В здоровом лесу белоспинному ни дом для себя или детей построить негде, ни есть нечего, и даже свой весенний сигнал выбить не на чем. Вся остальная его пестрая родня и седой дятел еще как-то могут продержаться, но белоспинный там — случайный и редкий гость, залетающий в поисках нового места. Поэтому он был до недавнего времени жителем заповедников или таких глухих урочищ, где лес находился больше под надзором природы, чем под присмотром лесника. И только когда случилась небывалая по своей жестокости зима и мороз проник на двухметровую глубину, поморозив корни лесных богатырей — дубов, дятел расширил свои владения. А через три года, уже летом, засуха нанесла ощутимый урон березе. Беда леса опять обернулась благом для птицы.

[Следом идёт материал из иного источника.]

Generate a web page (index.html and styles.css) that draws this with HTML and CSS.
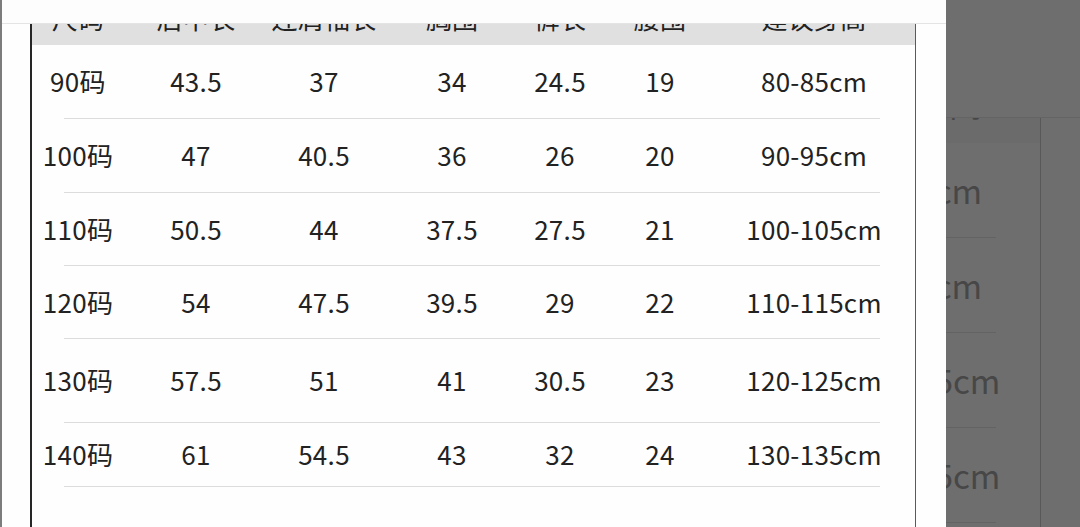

Спустя полтора-два месяца после солнцеворота начинают барабанить в борах и дубравах, ольшаниках и осинниках все пять видов наших дятлов. Среди них легче всего угадать белоспинного по раскатистым сигналам. Они сходны со скрипом надломленного дерева, у которого еще осталось сил сопротивляться ветру. Первые удары дроби различимы на слух, последние сливаются в сплошную слабеющую трель, то громкую, то еле слышную. Дело в том, что у белоспинного нет специального «инструмента», он барабанит на любом стволе или толстой ветке. Конечно, на здоровом дереве не выбить хорошего звука, и оно не интересует барабанщика. Но если на усыхающем дубе кора уже чуть отстала от древесины, то лучшего «барабана» для него нет, и удары крепкого клюва рождают тот самый глуховато-раскатистый звук, которого из сухого сучка не выбить.